Conforme caminaba podía oír cada vez más cercanos los cañonazos con que, supuse, los franceses castigaban el fuerte de Matagorda. Me ha impresionado sobremanera que la actitud de la mayoría de la gente con que me cruzo o con la que me veo obligado a tratar sea de despreocupación, a pesar de que están en una plaza cercada por el ejército que se ha enseñoreado de Europa.
 Ignoro si se ha de deber a desconocimiento sobre las cosas de la guerra o si, por el contrario, ha de achacarse a un extraño y generalizado sentimiento de inmunidad frente a cualquier peligro. Casi, tal vez, como si las gentes de esta tierra se tuviesen como el pueblo elegido de Dios sobre el que ningún mal habrá de recaer.

Absorto, pues, en mis cavilaciones llegué casi sin advertirlo a la Aduana. Conducido a las dependencias de Sir Henry encontré que me aguardaba junto al señor Arliss  y un general al que no conocía y que me presentaron como William Stewart, el célebre fundador del Cuerpo de Fusileros y comandante de la guarnición británica.

Dadas las circunstancias no pude menos que anticiparme disculpándome por no vestir uniforme pero Sir Henry zanjó la cuestión recordando a todos los presentes mis circunstancias. A continuación prosiguió diciendo que muy pronto serían requeridos mis servicios como miembro del Cuerpo de Guías.
Recordé la reciente conversación mantenida con el señor Arliss y me sentí invadido por la inquietud, pues ya me veía enterrando oro español antes que combatiendo contra los franceses.
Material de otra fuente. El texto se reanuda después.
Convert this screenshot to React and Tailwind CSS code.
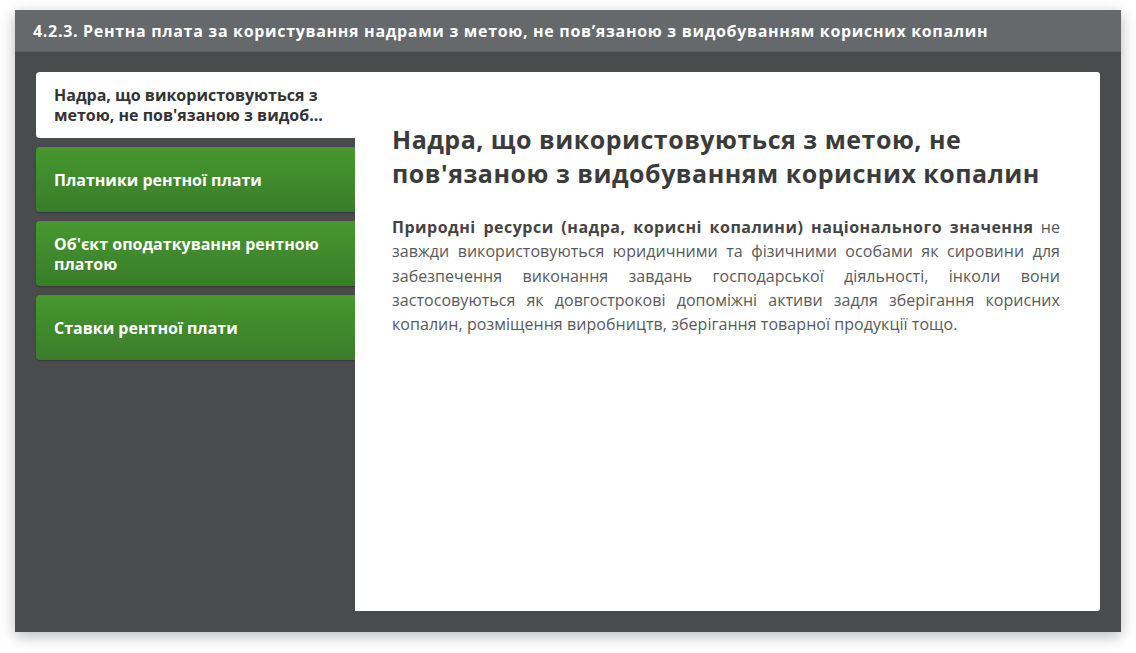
export default function App() {
  const tabs = [
    'Платники рентної плати',
    "Об'єкт оподаткування рентною платою",
    'Ставки рентної плати',
  ];

  return (
    <div className="w-[1136px] h-[653px] bg-white pt-[10px] pl-[15px]" style={{ fontFamily: '"Open Sans", "Noto Sans", sans-serif' }}>
      <div className="w-[1106px] h-[622px] flex flex-col bg-[#4a4b4d] shadow-[0_4px_14px_rgba(0,0,0,0.28)]">
        {/* шапка */}
        <div className="h-[42px] shrink-0 bg-[#66696b] flex items-center px-[18px] border-b border-[#5a5c5e]">
          <h1 className="text-white text-[16px] font-bold tracking-[0.68px] whitespace-nowrap">
            4.2.3. Рентна плата за користування надрами з метою, не пов’язаною з видобуванням корисних копалин
          </h1>
        </div>

        {/* тіло */}
        <div className="flex flex-1 pt-[20px] pl-[21px] pr-[21px] pb-[21px]">
          <div className="w-[319px] shrink-0 flex flex-col gap-[9px]">
            <div className="h-[66px] bg-white rounded-l-[4px] pl-[18px] pr-[16px] flex items-center">
              <p className="text-[#333] text-[16px] font-bold leading-[20px]">
                Надра, що використовуються з метою, не пов'язаною з видоб...
              </p>
            </div>
            {tabs.map((t) => (
              <div
                key={t}
                className="h-[65px] rounded-l-[4px] pl-[18px] pr-[16px] flex items-center bg-gradient-to-b from-[#46982f] to-[#3a7c2a] shadow-[0_1px_2px_rgba(0,0,0,0.3)]"
              >
                <p className="text-white text-[16px] font-bold leading-[20px]">{t}</p>
              </div>
            ))}
          </div>

          <div className="flex-1 bg-white rounded-r-[3px] pt-[50px] pl-[37px] pr-[40px]">
            <h2 className="text-[#3b3b3b] text-[25px] font-bold leading-[34px] tracking-[0.5px] mb-[25px]">
              Надра, що використовуються з метою, не пов'язаною з видобуванням корисних копалин
            </h2>
            <p className="text-[#5a5a5a] text-[16px] leading-[24.3px] tracking-[0.05px] text-justify">
              <b className="text-[#444] font-bold tracking-[0.5px]">Природні ресурси (надра, корисні копалини) національного значення</b>{' '}
              не завжди використовуються юридичними та фізичними особами як сировини для забезпечення виконання завдань
              господарської діяльності, інколи вони застосовуються як довгострокові допоміжні активи задля зберігання
              корисних копалин, розміщення виробництв, зберігання товарної продукції тощо.
            </p>
          </div>
        </div>
      </div>
    </div>
  );
}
Habló entonces el general Stewart quien, enterado de mi aventura con los negreros y sabedor de quién es mi padre, y lo hizo en términos muy elogiosos sobre mí, augurándome una brillante carrera similar a la de mi progenitor.
No hube acabado de agradecer las palabras del general cuando éste prosiguió recordándome que continuaba en el rol de la compañía ligera del II/87, independientemente de las misiones que hubiera de desempeñar por cuenta del Cuerpo de Guías, y que llegado el momento de entrar en combate no había de albergar ninguna duda sobre cual sería mi lugar en el mismo.
Salí del edificio de la Aduana embargado por una extraña e indescriptible sensación mas el frío, un frío húmedo que cala los huesos, me devolvió al presente y a la convicción tan simple y llana de que un soldado está obligado a obedecer las órdenes que recibe, sean cuales fueren.